Pour ceux qui restent, le poisson ne paraît guère différent ; il semblerait qu’il soit comme son homologue, un pilote par essence. Si quelques chondrichthyens2 sont aveugles, n’en déplaise aux disciples de Socrate, c’est souvent pour le plus grand bonheur des pique-assiette qui s’invitent à la table du squale : faute d’être une pitance honorable, elle assure néanmoins la survie. Ainsi, que nous assumions nos opinions xénophobes ou que nous soyons un fervent pratiquant de la xyloglossie3, la vérité c’est que nous avons tous des Samaritains dans nos vies…

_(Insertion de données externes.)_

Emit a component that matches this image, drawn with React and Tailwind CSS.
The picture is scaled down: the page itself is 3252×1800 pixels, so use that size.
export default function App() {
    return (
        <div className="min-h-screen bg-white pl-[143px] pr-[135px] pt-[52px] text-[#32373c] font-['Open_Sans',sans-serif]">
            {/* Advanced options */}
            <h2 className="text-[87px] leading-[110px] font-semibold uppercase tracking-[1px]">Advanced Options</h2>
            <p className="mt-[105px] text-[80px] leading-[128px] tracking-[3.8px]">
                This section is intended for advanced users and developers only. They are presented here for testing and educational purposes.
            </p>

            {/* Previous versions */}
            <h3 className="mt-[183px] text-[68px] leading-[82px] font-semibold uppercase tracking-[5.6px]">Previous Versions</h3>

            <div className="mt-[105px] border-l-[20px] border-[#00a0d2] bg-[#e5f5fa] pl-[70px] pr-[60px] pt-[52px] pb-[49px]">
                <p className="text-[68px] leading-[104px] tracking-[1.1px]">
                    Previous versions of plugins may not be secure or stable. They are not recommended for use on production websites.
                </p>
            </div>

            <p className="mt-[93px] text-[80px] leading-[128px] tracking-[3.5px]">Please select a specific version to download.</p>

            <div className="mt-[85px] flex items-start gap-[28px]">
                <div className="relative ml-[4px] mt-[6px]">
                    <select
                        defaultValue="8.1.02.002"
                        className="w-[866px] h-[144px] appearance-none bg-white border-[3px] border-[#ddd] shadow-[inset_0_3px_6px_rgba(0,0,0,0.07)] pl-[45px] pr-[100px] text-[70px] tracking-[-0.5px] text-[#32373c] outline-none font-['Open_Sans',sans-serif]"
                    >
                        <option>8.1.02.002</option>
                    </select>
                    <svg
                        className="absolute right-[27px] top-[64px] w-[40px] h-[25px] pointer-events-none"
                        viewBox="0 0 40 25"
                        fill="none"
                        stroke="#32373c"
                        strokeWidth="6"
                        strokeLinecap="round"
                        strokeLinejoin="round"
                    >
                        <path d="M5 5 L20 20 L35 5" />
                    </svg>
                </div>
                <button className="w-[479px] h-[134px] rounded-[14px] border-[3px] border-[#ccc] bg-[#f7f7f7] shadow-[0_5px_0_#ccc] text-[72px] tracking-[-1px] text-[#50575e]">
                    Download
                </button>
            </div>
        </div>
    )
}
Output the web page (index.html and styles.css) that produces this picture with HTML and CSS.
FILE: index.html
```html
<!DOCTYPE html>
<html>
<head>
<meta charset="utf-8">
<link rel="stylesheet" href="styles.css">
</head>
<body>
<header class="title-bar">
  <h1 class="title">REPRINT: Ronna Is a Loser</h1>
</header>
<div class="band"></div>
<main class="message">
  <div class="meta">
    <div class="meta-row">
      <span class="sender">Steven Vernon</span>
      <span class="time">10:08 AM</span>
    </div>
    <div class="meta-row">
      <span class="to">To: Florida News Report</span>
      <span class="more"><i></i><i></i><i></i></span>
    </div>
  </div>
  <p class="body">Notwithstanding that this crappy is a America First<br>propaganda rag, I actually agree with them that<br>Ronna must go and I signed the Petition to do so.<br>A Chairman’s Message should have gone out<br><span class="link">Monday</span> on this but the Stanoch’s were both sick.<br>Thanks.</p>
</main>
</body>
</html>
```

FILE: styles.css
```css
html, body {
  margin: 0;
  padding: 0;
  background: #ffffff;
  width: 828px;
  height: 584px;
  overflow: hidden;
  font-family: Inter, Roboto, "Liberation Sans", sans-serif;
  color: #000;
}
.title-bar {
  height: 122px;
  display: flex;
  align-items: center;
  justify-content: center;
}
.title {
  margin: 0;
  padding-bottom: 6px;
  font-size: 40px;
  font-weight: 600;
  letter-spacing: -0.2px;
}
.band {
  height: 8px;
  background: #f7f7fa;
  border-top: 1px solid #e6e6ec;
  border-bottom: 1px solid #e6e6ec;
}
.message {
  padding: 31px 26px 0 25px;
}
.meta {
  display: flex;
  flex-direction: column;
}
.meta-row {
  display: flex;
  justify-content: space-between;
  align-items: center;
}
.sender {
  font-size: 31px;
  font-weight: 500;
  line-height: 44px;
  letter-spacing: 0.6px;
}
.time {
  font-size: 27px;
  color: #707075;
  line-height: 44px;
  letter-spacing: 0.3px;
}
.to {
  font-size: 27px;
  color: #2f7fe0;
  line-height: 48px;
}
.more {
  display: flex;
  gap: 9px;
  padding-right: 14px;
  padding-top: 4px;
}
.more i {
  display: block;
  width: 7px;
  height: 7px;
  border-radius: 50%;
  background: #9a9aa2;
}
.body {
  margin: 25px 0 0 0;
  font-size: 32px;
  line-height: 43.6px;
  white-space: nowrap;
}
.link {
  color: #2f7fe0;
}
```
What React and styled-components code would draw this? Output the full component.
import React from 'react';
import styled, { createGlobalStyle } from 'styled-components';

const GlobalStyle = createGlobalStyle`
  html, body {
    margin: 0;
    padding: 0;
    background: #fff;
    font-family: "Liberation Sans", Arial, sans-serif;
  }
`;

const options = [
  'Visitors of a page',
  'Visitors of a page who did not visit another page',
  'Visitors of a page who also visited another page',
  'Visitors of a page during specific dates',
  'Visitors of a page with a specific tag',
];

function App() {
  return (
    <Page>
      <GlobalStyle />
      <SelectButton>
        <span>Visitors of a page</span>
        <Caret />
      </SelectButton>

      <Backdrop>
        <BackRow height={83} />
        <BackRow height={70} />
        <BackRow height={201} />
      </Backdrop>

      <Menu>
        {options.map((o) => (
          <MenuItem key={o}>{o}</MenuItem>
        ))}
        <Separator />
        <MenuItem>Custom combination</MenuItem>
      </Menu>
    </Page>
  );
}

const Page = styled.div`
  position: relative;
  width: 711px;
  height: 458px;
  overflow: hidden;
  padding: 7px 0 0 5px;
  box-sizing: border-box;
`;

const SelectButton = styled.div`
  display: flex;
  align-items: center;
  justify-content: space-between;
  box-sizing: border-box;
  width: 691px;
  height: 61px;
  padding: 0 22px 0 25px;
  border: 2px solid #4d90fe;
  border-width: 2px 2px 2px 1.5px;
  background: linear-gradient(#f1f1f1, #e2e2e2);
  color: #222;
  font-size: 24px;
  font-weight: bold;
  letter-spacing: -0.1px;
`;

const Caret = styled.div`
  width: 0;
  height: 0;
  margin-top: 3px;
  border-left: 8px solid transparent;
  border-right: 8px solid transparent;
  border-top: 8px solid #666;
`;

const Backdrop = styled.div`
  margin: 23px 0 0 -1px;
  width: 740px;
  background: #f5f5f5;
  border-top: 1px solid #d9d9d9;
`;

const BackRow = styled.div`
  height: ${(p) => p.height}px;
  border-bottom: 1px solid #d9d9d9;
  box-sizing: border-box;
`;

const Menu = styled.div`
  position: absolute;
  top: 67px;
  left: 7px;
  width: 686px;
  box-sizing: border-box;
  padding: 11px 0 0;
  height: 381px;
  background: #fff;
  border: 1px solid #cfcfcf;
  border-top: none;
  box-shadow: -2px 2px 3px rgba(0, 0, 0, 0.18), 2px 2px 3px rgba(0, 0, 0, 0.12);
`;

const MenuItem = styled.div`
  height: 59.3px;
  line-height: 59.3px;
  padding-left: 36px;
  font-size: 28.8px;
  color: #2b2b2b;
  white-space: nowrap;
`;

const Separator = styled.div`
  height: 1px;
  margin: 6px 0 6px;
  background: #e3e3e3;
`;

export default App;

Hélas le chrétien n’échappe pas à cette entropie ; il faut se rendre à l’évidence que le lion et l’agneau ne partagent toujours pas la même tanière, et qu’aujourd’hui le pragmatisme prévaut sur l’idéal : « s' il existe une loi qui nous dit d’aimer nos ennemis, elle ne nous commande pas d’aimer nos amis !4 ». Alors je m’interroge, je vous interroge : que faut-il faire avec nos amis musulmans ? Faut-il les aimer de manière pragmatique — la boule au ventre — ou bien s’aventurer dans la savane des quartiers difficiles sans se soucier de sa férocité ?
C’est bien ce que le Seigneur — par l’intermédiaire d’un sermon inspiré — nous a invités à envisager à l’égard des musulmans la veille d’une campagne d’évangélisation : « si nous ne pouvons pas aller dans leurs pays en raison du mauvais accueil que nous réservent leurs gouvernements, considérons alors que c’est une bénédiction qu’ils viennent dans le nôtre pour y recevoir l’Évangile […] »; et dans l’hypothèse que nous éprouvions trop souvent l’agréable regret de ne pas être d’origine maghrébine pour évangéliser parmi les musulmans, rappelons-nous que dans l’église primitive, les disciples d’origine juive ont su dépasser leurs a priori en allant vers les Samaritains premièrement, puis vers les Gentils.
1 Espèce de poisson pilote
2 Famille des requins, poissons-scies, raies et autres chimères.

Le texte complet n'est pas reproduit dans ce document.